Company mergers and acquisitions fell 18% until July

  • ECO News
  • 11 August 2025

Between January and July, the Portuguese transactional market moved around €4.8 billion, according to TTR Data. The sale of Matrizevidente was the highlight of last month.

Portugal recorded 309 mergers and acquisitions (M&A) in the first seven months of the year, which was still not enough to “green” the transactional market. The number of deals fell by 18% compared to the same period in 2024, according to data released by TTR Data.

Between January and July this year, M&A transactions involving national companies amounted to €4.8 billion. This is 41% lower than last year, but less than half (42%) of the transactions had their prices published.

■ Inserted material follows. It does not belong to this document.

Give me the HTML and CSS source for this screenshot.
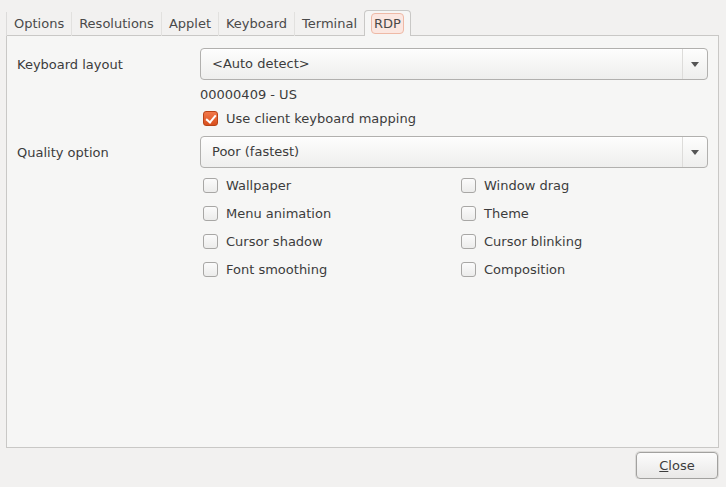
FILE: index.html
```
<!DOCTYPE html>
<html lang="en">
<head>
    <meta charset="UTF-8">
    <title>RDP</title>
    <link rel="stylesheet" href="styles.css">
</head>
<body>
    <div class="dialog">
        <ul class="tabs">
            <li>Options</li>
            <li>Resolutions</li>
            <li>Applet</li>
            <li>Keyboard</li>
            <li>Terminal</li>
            <li class="checked"><span class="focus">RDP</span></li>
        </ul>
        <div class="panel">
            <div class="row">
                <div class="label">Keyboard layout</div>
                <div class="combo"><span>&lt;Auto detect&gt;</span><i class="arrow"></i></div>
            </div>
            <div class="row info">
                <div class="label"></div>
                <div class="value">00000409 - US</div>
            </div>
            <div class="row mapping">
                <div class="label"></div>
                <label class="check on"><b></b>Use client keyboard mapping</label>
            </div>
            <div class="row">
                <div class="label">Quality option</div>
                <div class="combo"><span>Poor (fastest)</span><i class="arrow"></i></div>
            </div>
            <div class="row">
                <div class="label"></div>
                <div class="options">
                    <label class="check"><b></b>Wallpaper</label>
                    <label class="check"><b></b>Window drag</label>
                    <label class="check"><b></b>Menu animation</label>
                    <label class="check"><b></b>Theme</label>
                    <label class="check"><b></b>Cursor shadow</label>
                    <label class="check"><b></b>Cursor blinking</label>
                    <label class="check"><b></b>Font smoothing</label>
                    <label class="check"><b></b>Composition</label>
                </div>
            </div>
        </div>
        <div class="footer">
            <button class="btn"><u>C</u>lose</button>
        </div>
    </div>
</body>
</html>
```

FILE: styles.css
```
* {
    padding: 0;
    margin: 0;
    box-sizing: border-box;
}

body {
    background: #f2f1f0;
    font-family: "DejaVu Sans", sans-serif;
    font-size: 13px;
    color: #3c3c3c;
}

.dialog {
    padding: 10px 7px 0 6px;
}

.tabs {
    list-style: none;
    display: flex;
    height: 26px;
    position: relative;
    z-index: 1;
}

.tabs>li {
    height: 24px;
    margin-top: 2px;
    padding: 0 7px;
    line-height: 24px;
    border-left: 1px solid #e2e1df;
    color: #4a4a4a;
}

.tabs>li:first-child {
    border-left-color: #dcdbda;
}

.tabs .checked {
    margin-top: 0;
    height: 26px;
    padding: 2px 6px 0;
    background: #f6f6f5;
    border: 1px solid #c9c8c6;
    border-bottom: none;
    border-radius: 4px 4px 0 0;
}

.focus {
    display: block;
    height: 21px;
    line-height: 20px;
    padding: 0 2px;
    border: 1px solid #eeb9a6;
    border-radius: 4px;
    background: #fbe7e1;
}

.panel {
    height: 413px;
    margin-top: -1px;
    background: #f6f6f5;
    border: 1px solid #c9c8c6;
    padding: 12px 10px 0 10px;
}

.row {
    display: flex;
    align-items: center;
}

.row.info {
    height: 28px;
}

.row.mapping {
    height: 20px;
    margin-bottom: 8px;
}

.label {
    width: 183px;
    flex: none;
}

.combo {
    flex: 1;
    display: flex;
    height: 32px;
    border: 1px solid #b1b0ae;
    border-radius: 4px;
    background: linear-gradient(#fdfdfd, #eeeeed);
    box-shadow: inset 0 1px 0 #fff;
}

.combo span {
    flex: 1;
    padding-left: 11px;
    line-height: 29px;
}

.arrow {
    width: 25px;
    border-left: 1px solid #dddcda;
    position: relative;
}

.arrow:after {
    content: '';
    position: absolute;
    left: 8px;
    top: 13px;
    border-left: 4px solid transparent;
    border-right: 4px solid transparent;
    border-top: 5px solid #555;
}

.check {
    display: flex;
    align-items: center;
    height: 28px;
}

.mapping .check {
    height: 20px;
}

.check b {
    width: 15px;
    height: 15px;
    margin: 0 8px 0 3px;
    border: 1px solid #a8a7a5;
    border-radius: 3px;
    background: linear-gradient(#fbfbfb, #ececeb);
}

.check.on b {
    border-color: #b84418;
    background: linear-gradient(#f2784a, #d9501e);
    position: relative;
}

.check.on b:after {
    content: '';
    position: absolute;
    left: 4px;
    top: 1px;
    width: 4px;
    height: 8px;
    border-right: 2px solid #fff;
    border-bottom: 2px solid #fff;
    transform: rotate(40deg);
}

.options {
    flex: 1;
    display: grid;
    grid-template-columns: 258px 1fr;
    padding-top: 3px;
}

.footer {
    display: flex;
    justify-content: flex-end;
    padding: 4px 1px 0 0;
}

.btn {
    width: 82px;
    height: 27px;
    font: inherit;
    color: #3c3c3c;
    border: 1px solid #a2a19f;
    border-radius: 4px;
    background: linear-gradient(#fcfcfc, #e9e8e7);
    box-shadow: 0 0 0 1px #dcdbd9;
}
```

The real estate sector remains the most active in 2025, with 53 transactions over the last seven months, followed by technology (Internet, software and IT services), with 35.

In the cross-border context, Spain and the US were the countries that made the most investments in Portugal (34 and 21, respectively). Portuguese companies also chose Spain and the US as their main investment destinations (21 and 11, respectively).

The private equity area remained stable, with 43 transactions recorded, representing a year-on-year decline of only 2%. The same performance was not seen in venture capital, as the 65 investment rounds totalling €440 million represented a 32% decrease in volume.

As for asset acquisitions, there were 77 transactions (-2%) totaling €2.1 billion.

The deal of the month was TotalEnergies’ sale of Matrizevidente to MM Capital Partners 2, Mizuho Leasing, and Daiwa Energy & Infrastructure for €178.5 million, according to analysts at TTR Data. The transaction was advised by law firms Morais Leitão and Uría Menéndez Portugal. As for financial advisors, although they were not involved in this specific purchase/sale, CFI Portugal and Banco Bradesco BBI lead the ranking for the year.